§ What the exercise asks
Where a line holds "styles", copy it.

-- Recorded data start --

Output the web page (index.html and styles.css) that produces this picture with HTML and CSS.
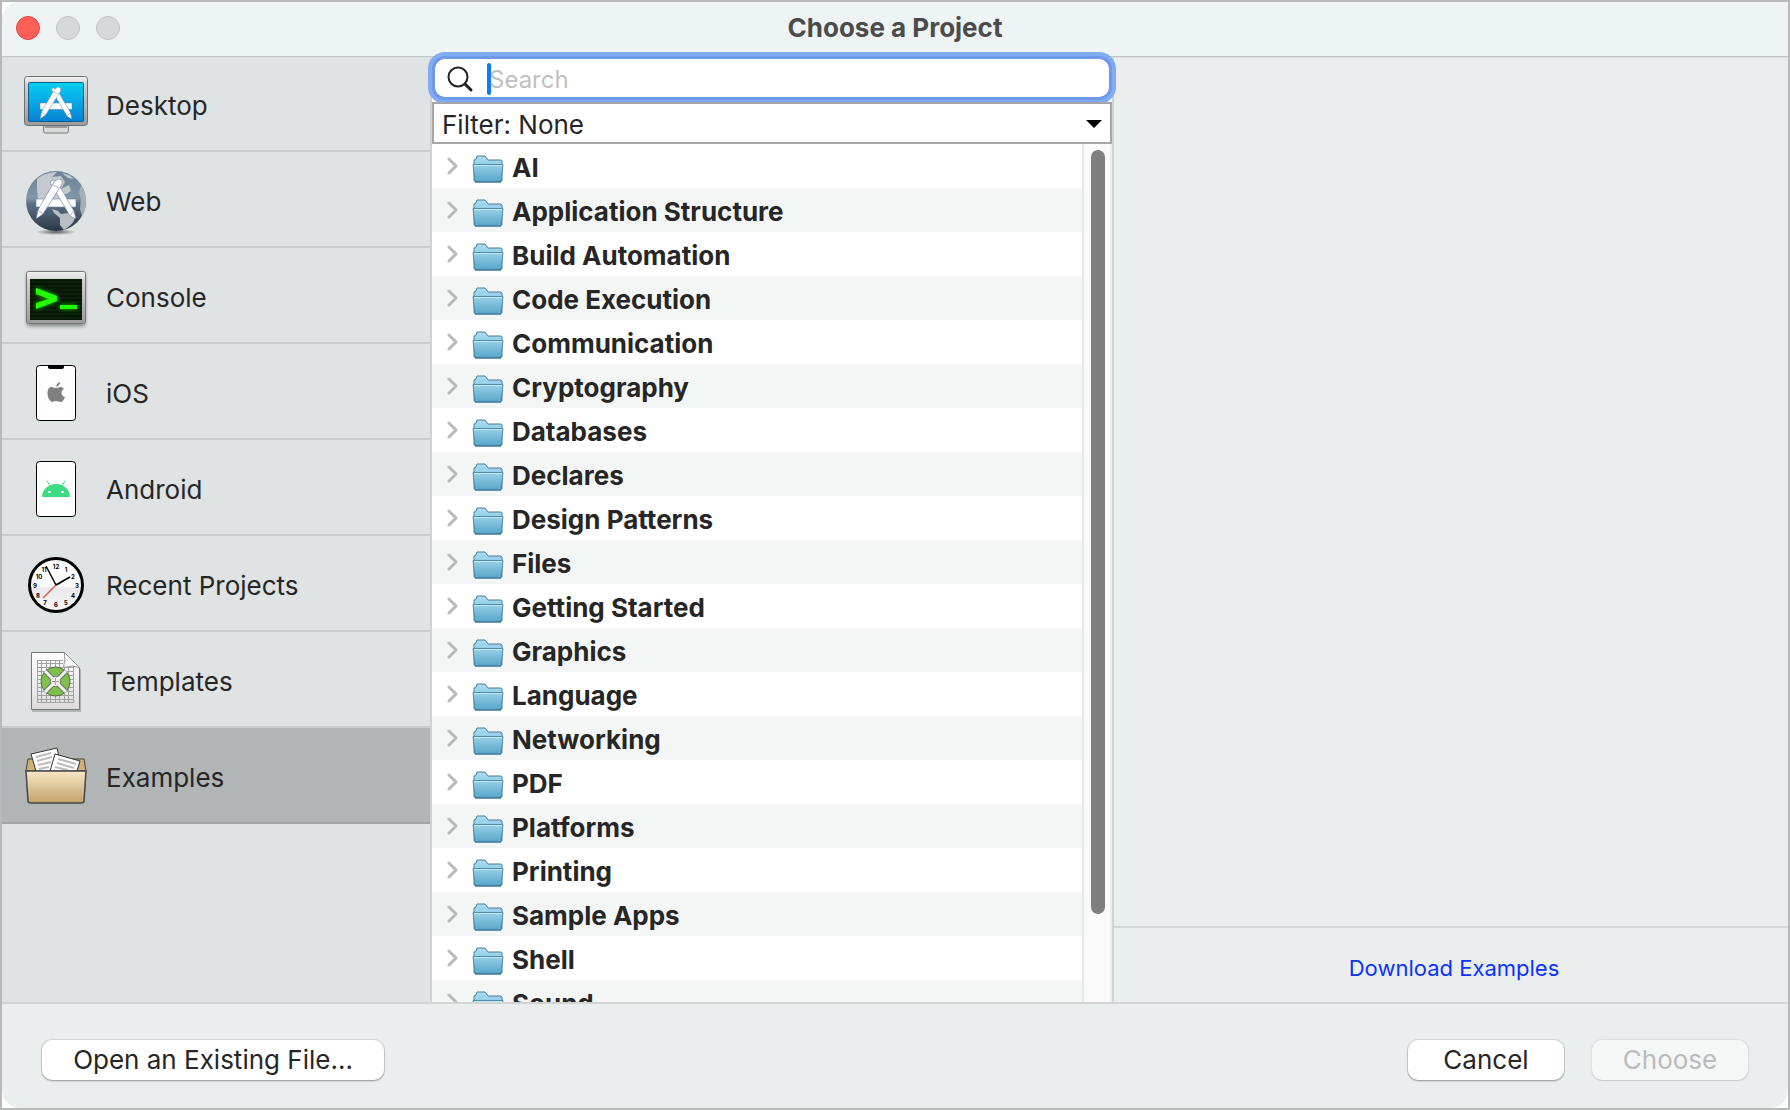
FILE: index.html
```
<!DOCTYPE html>
<html lang="en">
<head>
    <meta charset="UTF-8">
    <meta name="viewport" content="width=device-width, initial-scale=1.0">
    <title>Choose a Project</title>
    <link rel="stylesheet" href="styles.css">
</head>
<body>
    <!-- shared drawings -->
    <svg class="defs" width="0" height="0" aria-hidden="true">
        <defs>
            <linearGradient id="folderBack" x1="0" y1="0" x2="0" y2="1">
                <stop offset="0" stop-color="#a9dcf2"/>
                <stop offset="1" stop-color="#6db4d3"/>
            </linearGradient>
            <linearGradient id="folderFront" x1="0" y1="0" x2="0" y2="1">
                <stop offset="0" stop-color="#99cfe6"/>
                <stop offset="1" stop-color="#57a5c9"/>
            </linearGradient>
            <linearGradient id="metal" x1="0" y1="0" x2="0" y2="1">
                <stop offset="0" stop-color="#f2f2f2"/>
                <stop offset="0.2" stop-color="#cfcfcf"/>
                <stop offset="1" stop-color="#9b9b9b"/>
            </linearGradient>
            <linearGradient id="screen" x1="0" y1="0" x2="0" y2="1">
                <stop offset="0" stop-color="#06d0f3"/>
                <stop offset="1" stop-color="#0680d3"/>
            </linearGradient>
            <linearGradient id="globe" x1="0" y1="0" x2="0" y2="1">
                <stop offset="0" stop-color="#6b8096"/>
                <stop offset="0.45" stop-color="#8395a8"/>
                <stop offset="0.55" stop-color="#5c7086"/>
                <stop offset="1" stop-color="#2b3744"/>
            </linearGradient>
            <linearGradient id="paper" x1="0" y1="0" x2="0" y2="1">
                <stop offset="0" stop-color="#ffffff"/>
                <stop offset="1" stop-color="#dcdcdc"/>
            </linearGradient>
            <linearGradient id="box" x1="0" y1="0" x2="0" y2="1">
                <stop offset="0" stop-color="#f7e7c4"/>
                <stop offset="1" stop-color="#c2a26a"/>
            </linearGradient>
            <linearGradient id="face" x1="0" y1="0" x2="0" y2="1">
                <stop offset="0.52" stop-color="#ffffff"/>
                <stop offset="0.56" stop-color="#ebe9eb"/>
                <stop offset="1" stop-color="#f8f7f8"/>
            </linearGradient>
            <radialGradient id="ground">
                <stop offset="0" stop-color="#000" stop-opacity="0.6"/>
                <stop offset="1" stop-color="#000" stop-opacity="0"/>
            </radialGradient>
            <filter id="glow" x="-30%" y="-30%" width="160%" height="160%">
                <feGaussianBlur stdDeviation="2"/>
            </filter>
            <symbol id="folder" viewBox="0 0 32 30">
                <path d="M2 27V6l2-1 1-3h8l3 4h13l1 1v20z" fill="url(#folderBack)" stroke="#4f7f96"/>
                <path d="M1 10.500h30L29 28H3z" fill="url(#folderFront)" stroke="#4e8eab"/>
                <path d="M2 11.500h28" stroke="#c6e7f5"/>
                <path d="M3 28h26" stroke="#2f6f8d"/>
            </symbol>
            <symbol id="chevron" viewBox="0 0 12 18">
                <path d="M2 2l7 7-7 7" fill="none" stroke="#b8b8b8" stroke-width="3" stroke-linecap="round" stroke-linejoin="round"/>
            </symbol>
            <symbol id="tools" viewBox="0 0 40 40">
                <g stroke="#6a7f94" stroke-width="0.600">
                    <path d="M0 20h40v8H0z" fill="#fff"/>
                    <path d="M14 3l3-2 3 2 3 3 15 26 2 8-6-3L17 8z" fill="#fff"/>
                    <path d="M26 5V1l-4-1-4 3L2 31l-2 9 7-5z" fill="#fff"/>
                    <path d="M17 6l6 3M2 31l5 4M34 36l4-4" fill="none"/>
                </g>
            </symbol>
        </defs>
    </svg>

    <div class="dialog">
        <header class="titlebar">
            <div class="lights">
                <button class="light close" aria-label="Close"></button>
                <button class="light" aria-label="Minimize" disabled></button>
                <button class="light" aria-label="Zoom" disabled></button>
            </div>
            <h1>Choose a Project</h1>
        </header>

        <main class="content">
            <nav class="sidebar">
                <button class="category">
                    <svg width="64" height="64" viewBox="0 0 64 64">
                        <rect x="19.500" y="50" width="25" height="8" rx="2" fill="#d9d9d9" stroke="#777"/>
                        <path d="M21 52h22" stroke="#999" stroke-width="2"/>
                        <rect x="0.500" y="1.500" width="63" height="49" rx="3" fill="url(#metal)" stroke="#6f6f6f"/>
                        <rect x="4.500" y="7.500" width="55" height="39" rx="1" fill="url(#screen)" stroke="#0b5f92"/>
                        <use href="#tools" x="16" y="12" width="32" height="32"/>
                    </svg>
                    Desktop
                </button>
                <button class="category">
                    <svg width="64" height="64" viewBox="0 0 64 64">
                        <ellipse cx="32" cy="61" rx="20" ry="3" fill="url(#ground)"/>
                        <circle cx="32" cy="30" r="30" fill="url(#globe)"/>
                        <path d="M13 8c6-5 13-7 20-7l-5 5 9-1 4 6-4 7 8-4 2 6-7 4-5 8-7 4-6-2-3-3-5-2-1-12z" fill="#c4c9cd"/>
                        <path d="M38 2c5 1 9 3 12 6l-6-1z" fill="#c4c9cd"/>
                        <path d="M28 38l6 2 3 3 8-1 6 4c-1 6-5 9-11 13l-4-5v-7l-6-5z" fill="#b9bfc4"/>
                        <path d="M57 14c4 6 5 11 5 16 0 7-2 12-4 15l-2-7 1-10-2-6z" fill="#a6afb8"/>
                        <use href="#tools" x="12" y="8" width="40" height="40"/>
                    </svg>
                    Web
                </button>
                <button class="category">
                    <svg width="64" height="64" viewBox="0 0 64 64">
                        <rect x="3" y="6" width="58" height="53" rx="2" fill="#000" opacity="0.450" filter="url(#glow)"/>
                        <rect x="2.500" y="4.500" width="59" height="52" rx="2" fill="url(#metal)" stroke="#757575"/>
                        <rect x="6" y="12" width="52" height="41" fill="#061504"/>
                        <path d="M6 15h52M6 19h52M6 23h52M6 27h52M6 31h52M6 35h52M6 39h52M6 43h52M6 47h52M6 51h52" stroke="#0c2e08"/>
                        <path d="M12 21l21 8v5l-21 8v-6l13-4-13-5zM36 38h17v4H36z" fill="#1ccf00" filter="url(#glow)"/>
                        <path d="M12 21l21 8v5l-21 8v-6l13-4-13-5zM36 38h17v4H36z" fill="#25fb00"/>
                    </svg>
                    Console
                </button>
                <button class="category">
                    <svg width="64" height="64" viewBox="0 0 64 64">
                        <rect x="12.500" y="2.500" width="39" height="55" rx="3" fill="#fff" stroke="#000"/>
                        <path d="M24 2h16v2q0 2-2 2H27q-3 0-3-2z" fill="#000"/>
                        <path transform="translate(23.500 19)" d="M8.500 5C9 2 10 1 12.500 0c0 2-1 4-4 5zM8.500 6c2 0 3-1 5-1 1 0 2 1 3 2-4 2-3 7 1 8-1 3-3 5-4 5-2 0-3-1-5-1s-3 1-4 1C1 18 0 14 0 11c0-4 2-6 4-6 2 0 3 1 4.500 1z" fill="#808080"/>
                    </svg>
                    iOS
                </button>
                <button class="category">
                    <svg width="64" height="64" viewBox="0 0 64 64">
                        <rect x="12.500" y="2.500" width="39" height="55" rx="3" fill="#fff" stroke="#000"/>
                        <path d="M18 38a14 13 0 0 1 28 0z" fill="#3ddc84"/>
                        <path d="M23 22l3 5M41 22l-3 5" stroke="#3ddc84" stroke-linecap="round"/>
                        <circle cx="25.500" cy="33" r="1.300" fill="#fff"/>
                        <circle cx="38.500" cy="33" r="1.300" fill="#fff"/>
                    </svg>
                    Android
                </button>
                <button class="category">
                    <svg width="64" height="64" viewBox="0 0 64 64">
                        <circle cx="32" cy="30" r="26.500" fill="url(#face)" stroke="#000" stroke-width="3"/>
                        <g class="numerals">
                            <text x="32" y="14">12</text>
                            <text x="42" y="17">1</text>
                            <text x="49" y="24">2</text>
                            <text x="53" y="33">3</text>
                            <text x="49" y="43">4</text>
                            <text x="42" y="50">5</text>
                            <text x="32" y="52">6</text>
                            <text x="21" y="50">7</text>
                            <text x="14" y="43">8</text>
                            <text x="11" y="33">9</text>
                            <text x="15" y="24">10</text>
                            <text x="20" y="17">11</text>
                        </g>
                        <path d="M32 30L19 43" stroke="#dc5b4b" stroke-width="1.500"/>
                        <path d="M32 30L22 11" stroke="#000" stroke-width="1.500"/>
                        <path d="M32 30l14-8" stroke="#000" stroke-width="2"/>
                    </svg>
                    Recent Projects
                </button>
                <button class="category">
                    <svg width="64" height="64" viewBox="0 0 64 64">
                        <path d="M8 60h48V18" fill="none" stroke="#000" stroke-opacity="0.200" stroke-width="2"/>
                        <path d="M7.500 1.500h33l15 15v42h-48z" fill="url(#paper)" stroke="#777"/>
                        <path d="M13 9.500h26M13 12.500h26M13 16.500h36M13 20.500h37M13 24.500h37M13 28.500h37M13 32.500h37M13 36.500h37M13 40.500h37M13 44.500h37M13 48.500h37M13 51.500h37M13.500 9v43M17.500 9v43M22.500 9v43M26.500 9v43M31.500 9v43M35.500 9v43M40.500 16v36M44.500 16v36M49.500 16v36" stroke="#a2a2a2" fill="none"/>
                        <circle cx="31.500" cy="30.500" r="14.500" fill="#80bf4b" stroke="#5c6b50"/>
                        <path d="M21 20l21 21M42 20L21 41" stroke="#6b7a60" stroke-width="5"/>
                        <circle cx="31.500" cy="30.500" r="5" fill="#f2f2f2" stroke="#6b7a60"/>
                        <path d="M21 20l21 21M42 20L21 41" stroke="#f2f2f2" stroke-width="3"/>
                        <path d="M28 30.500h7M31.500 27v7" stroke="#a2a2a2"/>
                        <path d="M40.500 1.500l15 15q-7-3-16 0 2-8 1-15z" fill="#fafafa" stroke="#999"/>
                    </svg>
                    Templates
                </button>
                <button class="category selected">
                    <svg width="64" height="64" viewBox="0 0 64 64">
                        <path d="M4 12h56l2 12H2z" fill="#cdb074" stroke="#444"/>
                        <path d="M7 7l26-6 5 23H12z" fill="#fff" stroke="#333"/>
                        <path d="M12 10l15-4M13 14l15-4M14 18l13-3M15 22l10-2" stroke="#bbb" stroke-width="2"/>
                        <path d="M31 7l25 7-3 10H26z" fill="#fff" stroke="#333"/>
                        <path d="M34 12l18 5M33 16l17 5M31 20l13 3" stroke="#bbb" stroke-width="2"/>
                        <path d="M2 24h60l-2 30q0 2-3 2H7q-3 0-3-2z" fill="url(#box)" stroke="#444" stroke-width="1.500"/>
                    </svg>
                    Examples
                </button>
            </nav>

            <section class="browser">
                <div class="search">
                    <svg width="28" height="28" viewBox="0 0 28 28">
                        <circle cx="12" cy="12" r="9.500" fill="none" stroke="#222" stroke-width="2"/>
                        <path d="M19 19l6 6" stroke="#222" stroke-width="3" stroke-linecap="round"/>
                    </svg>
                    <span class="caret"></span>
                    <input type="search" placeholder="Search" aria-label="Search">
                </div>
                <div class="filter">
                    <select aria-label="Filter">
                        <option>Filter: None</option>
                    </select>
                    <svg class="arrow" width="16" height="8" viewBox="0 0 16 8"><path d="M0 0h16L8 8z"/></svg>
                </div>
                <div class="list">
                    <ul class="folders">
                        <li><svg class="chevron"><use href="#chevron"/></svg><svg class="folder"><use href="#folder"/></svg>AI</li>
                        <li><svg class="chevron"><use href="#chevron"/></svg><svg class="folder"><use href="#folder"/></svg>Application Structure</li>
                        <li><svg class="chevron"><use href="#chevron"/></svg><svg class="folder"><use href="#folder"/></svg>Build Automation</li>
                        <li><svg class="chevron"><use href="#chevron"/></svg><svg class="folder"><use href="#folder"/></svg>Code Execution</li>
                        <li><svg class="chevron"><use href="#chevron"/></svg><svg class="folder"><use href="#folder"/></svg>Communication</li>
                        <li><svg class="chevron"><use href="#chevron"/></svg><svg class="folder"><use href="#folder"/></svg>Cryptography</li>
                        <li><svg class="chevron"><use href="#chevron"/></svg><svg class="folder"><use href="#folder"/></svg>Databases</li>
                        <li><svg class="chevron"><use href="#chevron"/></svg><svg class="folder"><use href="#folder"/></svg>Declares</li>
                        <li><svg class="chevron"><use href="#chevron"/></svg><svg class="folder"><use href="#folder"/></svg>Design Patterns</li>
                        <li><svg class="chevron"><use href="#chevron"/></svg><svg class="folder"><use href="#folder"/></svg>Files</li>
                        <li><svg class="chevron"><use href="#chevron"/></svg><svg class="folder"><use href="#folder"/></svg>Getting Started</li>
                        <li><svg class="chevron"><use href="#chevron"/></svg><svg class="folder"><use href="#folder"/></svg>Graphics</li>
                        <li><svg class="chevron"><use href="#chevron"/></svg><svg class="folder"><use href="#folder"/></svg>Language</li>
                        <li><svg class="chevron"><use href="#chevron"/></svg><svg class="folder"><use href="#folder"/></svg>Networking</li>
                        <li><svg class="chevron"><use href="#chevron"/></svg><svg class="folder"><use href="#folder"/></svg>PDF</li>
                        <li><svg class="chevron"><use href="#chevron"/></svg><svg class="folder"><use href="#folder"/></svg>Platforms</li>
                        <li><svg class="chevron"><use href="#chevron"/></svg><svg class="folder"><use href="#folder"/></svg>Printing</li>
                        <li><svg class="chevron"><use href="#chevron"/></svg><svg class="folder"><use href="#folder"/></svg>Sample Apps</li>
                        <li><svg class="chevron"><use href="#chevron"/></svg><svg class="folder"><use href="#folder"/></svg>Shell</li>
                        <li><svg class="chevron"><use href="#chevron"/></svg><svg class="folder"><use href="#folder"/></svg>Sound</li>
                    </ul>
                    <div class="scrollbar"><div class="thumb"></div></div>
                </div>
            </section>

            <section class="details">
                <div class="preview"></div>
                <div class="download"><a href="#">Download Examples</a></div>
            </section>
        </main>

        <footer class="actions">
            <button class="btn open">Open an Existing File...</button>
            <button class="btn">Cancel</button>
            <button class="btn" disabled>Choose</button>
        </footer>
    </div>
</body>
</html>
```

FILE: styles.css
```
* {
    box-sizing: border-box;
}

body {
    margin: 0;
    font-family: Inter, "Liberation Sans", sans-serif;
    font-size: 26px;
    color: #262626;
    background-color: white;
}

button,
input,
select {
    font: inherit;
    color: inherit;
}

svg {
    flex-shrink: 0;
}

.defs {
    position: absolute;
}

.dialog {
    display: flex;
    flex-direction: column;
    height: 100vh;
    border: 2px solid #b8bab9;
}

/* title bar */
.titlebar {
    display: grid;
    grid-template-columns: 1fr auto 1fr;
    align-items: center;
    height: 54px;
    flex-shrink: 0;
    padding: 0 14px 2px;
    background-color: #eef3f3;
    border-radius: 18px 0 0 0;
    box-shadow: 0 1px #c3c6c6, 0 2px #dadddd;
    position: relative;
}

.titlebar h1 {
    margin: 0 0 2px;
    font-size: 26px;
    font-weight: 700;
    color: #4a4c4c;
}

.lights {
    display: flex;
    gap: 16px;
}

.light {
    width: 24px;
    height: 24px;
    padding: 0;
    border: 1px solid #bfc3c3;
    border-radius: 50%;
    background-color: #d5d9d9;
}

.light.close {
    border-color: #e2483f;
    background-color: #ff5f57;
}

.content {
    display: flex;
    flex: 1;
    min-height: 0;
}

/* categories */
.sidebar {
    width: 430px;
    flex-shrink: 0;
    background-color: #dfe3e4;
    border-right: 2px solid #cfd1d1;
}

.category {
    display: flex;
    align-items: center;
    gap: 18px;
    width: 100%;
    height: 96px;
    padding: 4px 22px 0;
    border: none;
    border-bottom: 2px solid #c8cbcc;
    background: none;
    text-align: left;
}

.category svg {
    margin-top: 4px;
}

.category.selected {
    background-color: #b1b5b6;
    border-bottom-color: #a1a5a6;
}

.numerals {
    font-size: 6px;
    font-weight: 700;
    text-anchor: middle;
    fill: black;
}

/* examples browser */
.browser {
    display: flex;
    flex-direction: column;
    width: 682px;
    flex-shrink: 0;
    border-right: 2px solid #d2d4d4;
    background-color: white;
}

.search {
    display: flex;
    align-items: center;
    height: 38px;
    margin: 3px 3px 5px;
    padding: 2px 11px 0;
    border-radius: 10px;
    background-color: white;
    box-shadow: 0 0 0 3px #7299e8, 0 0 0 7px #82abf6;
    position: relative;
}

.caret {
    width: 4px;
    height: 32px;
    margin-left: 13px;
    border-radius: 2px;
    background-color: #0a7aff;
}

.search input {
    flex: 1;
    margin-left: -2px;
    padding: 0;
    border: none;
    outline: none;
    background: none;
    font-size: 24px;
}

.search input::placeholder {
    color: #bfbfbf;
}

.filter {
    position: relative;
    height: 42px;
    flex-shrink: 0;
}

.filter select {
    appearance: none;
    width: 100%;
    height: 100%;
    padding: 2px 8px 0;
    border: 2px solid #a5a5a5;
    border-radius: 0;
    background-color: white;
}

.filter .arrow {
    position: absolute;
    top: 18px;
    right: 10px;
    pointer-events: none;
}

.list {
    display: flex;
    flex: 1;
    min-height: 0;
    overflow: hidden;
}

.folders {
    flex: 1;
    margin: 0;
    padding: 0;
    list-style: none;
    font-weight: 700;
}

.folders li {
    display: flex;
    align-items: center;
    height: 44px;
    padding-top: 2px;
    padding-left: 15px;
}

.folders li:nth-child(even) {
    background-color: #f4f5f5;
}

.chevron {
    width: 12px;
    height: 18px;
    margin-right: 13px;
    margin-bottom: 2px;
}

.folder {
    width: 32px;
    height: 30px;
    margin-top: 4px;
    margin-right: 8px;
}

.scrollbar {
    width: 30px;
    padding: 6px 5px 6px 7px;
    border-left: 2px solid #e8e8e8;
    border-right: 2px solid #ededed;
    background-color: #fafafa;
}

.thumb {
    height: 90%;
    min-height: 764px;
    border-radius: 8px;
    background-color: #7f7f7f;
}

/* right side */
.details {
    display: flex;
    flex-direction: column;
    flex: 1;
    background-color: #eaeeef;
}

.preview {
    flex: 1;
}

.download {
    display: flex;
    align-items: center;
    justify-content: center;
    height: 76px;
    padding: 6px 0 0 6px;
    border-top: 2px solid #d4d7d8;
}

.download a {
    font-size: 22px;
    color: #0a33ff;
    text-decoration: none;
}

/* bottom bar */
.actions {
    display: flex;
    align-items: center;
    gap: 28px;
    height: 106px;
    flex-shrink: 0;
    padding: 8px 40px 0;
    border-top: 2px solid #d2d4d4;
    border-radius: 0 0 18px 18px;
    background-color: #eaeeef;
}

.btn {
    width: 156px;
    height: 40px;
    padding: 0 0 2px;
    border: none;
    border-radius: 10px;
    background-color: white;
    box-shadow: 0 0 1px 1px rgba(0, 0, 0, 0.1), 0 1px 2px rgba(0, 0, 0, 0.3);
}

.btn:disabled {
    color: #b9bcbc;
    background-color: #f4f7f6;
    box-shadow: 0 0 1px 1px rgba(0, 0, 0, 0.06), 0 1px 1px rgba(0, 0, 0, 0.1);
}

.btn.open {
    width: 342px;
    margin-right: auto;
}
```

-- Recorded data end --

§ Task answer
Output the web page (index.html and styles.css) that produces this picture with HTML and CSS.
    <link rel="stylesheet" href="styles.css">
FILE: styles.css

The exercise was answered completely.